I agree with what you say. I saw this promotion posted somewhere or I would never have participated, Facebook is not my thing. After the chaos resulting from this promotion, I was on Live Chat with someone from DecalGirl and I told them I thought they should have a promotion that rewards repeat customers. Something like after you've bought 3, you get 1 free or something like that. I told her that so often businesses are all about new customers (and I understand that), but they don't do much to reward the repeat customers they already have. She said they would take my idea into consideration. We'll see, I guess.


----------



## KindleGirl (Nov 11, 2008)

PG4003 said:


> I agree with what you say. I saw this promotion posted somewhere or I would never have participated, Facebook is not my thing. After the chaos resulting from this promotion, I was on Live Chat with someone from DecalGirl and I told them I thought they should have a promotion that rewards repeat customers. Something like after you've bought 3, you get 1 free or something like that. I told her that so often businesses are all about new customers (and I understand that), but they don't do much to reward the repeat customers they already have. She said they would take my idea into consideration. We'll see, I guess.

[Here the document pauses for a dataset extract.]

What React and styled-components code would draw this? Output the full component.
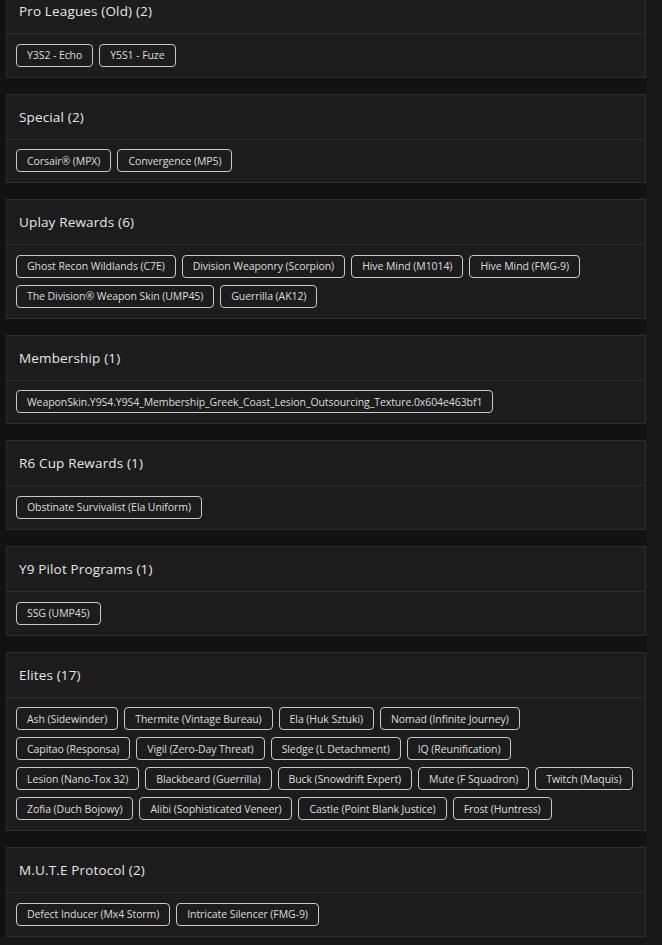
import React from "react";
import styled, { createGlobalStyle } from "styled-components";

const GlobalStyle = createGlobalStyle`
  html, body { margin: 0; padding: 0; }
  body {
    background: #171717;
    font-family: "Open Sans", "Liberation Sans", sans-serif;
    color: #e6e6e6;
    overflow: hidden;
  }
`;

const Page = styled.div`
  width: 646px;
  background: #121212;
  padding: 0 0 0 6px;
  box-sizing: border-box;
  display: flex;
  flex-direction: column;
  gap: 16px;
  margin-top: -12px;
`;

const Card = styled.section`
  background: #1c1c1c;
  border: 1px solid #2c2c2c;
  display: flex;
  flex-direction: column;
`;

const Header = styled.div`
  height: 44px;
  display: flex;
  align-items: center;
  padding: 0 12px;
  border-bottom: 1px solid #2c2c2c;
`;

const Title = styled.h3`
  margin: 0;
  font-size: 13.5px;
  font-weight: 500;
  color: #e6e6e6;
  letter-spacing: 0.15px;
`;

const Body = styled.div`
  padding: 9.6px 9px 10px 9px;
  display: flex;
  flex-wrap: wrap;
  gap: 7px 6px;
`;

const Tag = styled.span`
  display: inline-flex;
  align-items: center;
  height: 23px;
  box-sizing: border-box;
  padding: 0 10px;
  border: 1px solid #c9c9c9;
  border-radius: 4px;
  font-size: 10.5px;
  color: #dcdcdc;
  white-space: nowrap;
  letter-spacing: -0.08px;
`;

const sections = [
  { title: "Pro Leagues (Old)", items: ["Y3S2 - Echo", "Y5S1 - Fuze"] },
  { title: "Special", items: ["Corsair® (MPX)", "Convergence (MP5)"] },
  {
    title: "Uplay Rewards",
    items: [
      "Ghost Recon Wildlands (C7E)",
      "Division Weaponry (Scorpion)",
      "Hive Mind (M1014)",
      "Hive Mind (FMG-9)",
      "The Division® Weapon Skin (UMP45)",
      "Guerrilla (AK12)",
    ],
  },
  {
    title: "Membership",
    items: ["WeaponSkin.Y9S4.Y9S4_Membership_Greek_Coast_Lesion_Outsourcing_Texture.0x604e463bf1"],
  },
  { title: "R6 Cup Rewards", items: ["Obstinate Survivalist (Ela Uniform)"] },
  { title: "Y9 Pilot Programs", items: ["SSG (UMP45)"] },
  {
    title: "Elites",
    items: [
      "Ash (Sidewinder)",
      "Thermite (Vintage Bureau)",
      "Ela (Huk Sztuki)",
      "Nomad (Infinite Journey)",
      "Capitao (Responsa)",
      "Vigil (Zero-Day Threat)",
      "Sledge (L Detachment)",
      "IQ (Reunification)",
      "Lesion (Nano-Tox 32)",
      "Blackbeard (Guerrilla)",
      "Buck (Snowdrift Expert)",
      "Mute (F Squadron)",
      "Twitch (Maquis)",
      "Zofia (Duch Bojowy)",
      "Alibi (Sophisticated Veneer)",
      "Castle (Point Blank Justice)",
      "Frost (Huntress)",
    ],
  },
  { title: "M.U.T.E Protocol", items: ["Defect Inducer (Mx4 Storm)", "Intricate Silencer (FMG-9)"] },
];

export default function App() {
  return (
    <>
      <GlobalStyle />
      <Page>
        {sections.map((s) => (
          <Card key={s.title}>
            <Header>
              <Title>
                {s.title} ({s.items.length})
              </Title>
            </Header>
            <Body>
              {s.items.map((it) => (
                <Tag key={it}>{it}</Tag>
              ))}
            </Body>
          </Card>
        ))}
      </Page>
    </>
  );
}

I totally agree with both of you. I have no desire to be on facebook and wish companies would quit using that as their exclusive way to give out coupon codes and information. I did get an email from DecalGirl today saying that if you subscribe to their emails that they will be offering discounts, sales, and some products exclusively to that group. So maybe they listened to your suggestions!!


----------



## angelad (Jun 19, 2009)

Cobbie said:


> Yesterday I received an email to subscribe to their promotional emails. I had never gotten one in the past so I'm wondering if this was a result of the FB problem or maybe they jsend these out routinely. I started buying skins from them eight months ago and have never received one before.


I've gotten one before too, but I bought stuff from them.


----------



## RavenclawPrefect (May 4, 2009)

Woo hoo!  The netbook skin I got from the promo the other day arrived in the mail today.  Can't wait to see it on! (I live within driving distance of Decalgirl...this is why I get stuff ordered from there so fast)


----------



## MarthaT (Mar 3, 2009)

cant wait to see pics


----------



## Reyn (Feb 10, 2009)

RavenclawPrefect said:


> Woo hoo! The netbook skin I got from the promo the other day arrived in the mail today. Can't wait to see it on! (I live within driving distance of Decalgirl...this is why I get stuff ordered from there so fast)


What did you get? I got in on the promo code as well and picked up a skin for my Acer Aspire One 11.6" netbook. I got Ocean Fury and can't wait to get it.


----------